Engineering projects that are either directly technology migrations or shaped like them are exceedingly common, so learning to do them well is an important skill as an engineering leader. These projects tend to generate a lot of detail-oriented work and often lack the glamour of shipping product features. Connecting the importance of migrations to business impact and demonstrating their value can be a challenge. Supporting teams through these projects can be even harder. In this post, I’ll cover some framing techniques and tools I learned to make migrations more successful, their business case clearer and also talk about supporting teams and individuals through them.

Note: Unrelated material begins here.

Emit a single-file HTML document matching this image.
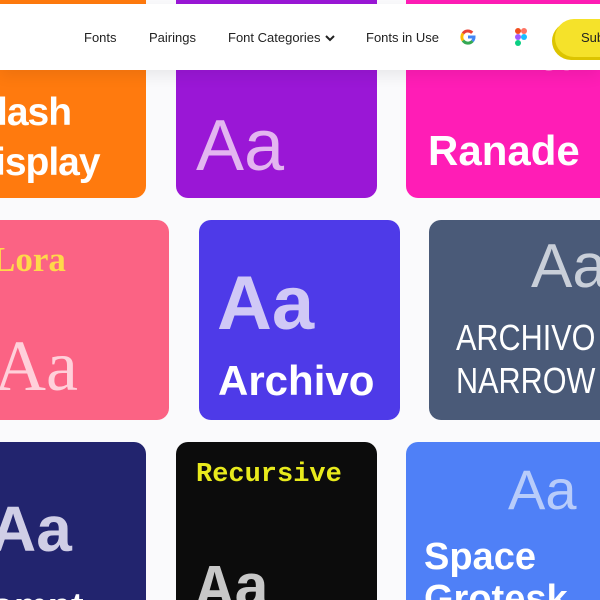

I support the Compute team at Stripe, and we often have multiple infrastructure migrations in progress at the same time. A previous audit of ongoing migrations in the Compute team by Charles Hooper noted that we had 5 simultaneous migrations in flight at various stages of completion (the team was < 20). As an infrastructure team, our migrations can be planned or unplanned and range from regular OS and software upgrades to critical security vulnerabilities e.g. Spectre-Meltdown. In my experience these migrations are common and necessary on infrastructure teams.
Framing and communicating
Migration projects are often critical to the business. However, due to the appearance of being somewhat predictable and controlled, relative to shipping new products they can be perceived as less important for a few reasons. The complexity, particularly if lower in the stack e.g. infrastructure migrations, is often hard to communicate. As a metaphor, they are seen as traversing an existing well-trodden path vs exploring brand new territory. Many are often long running and run counter to the popular “shipping quickly to deliver value” narrative which adds to the drag and lack of glamour.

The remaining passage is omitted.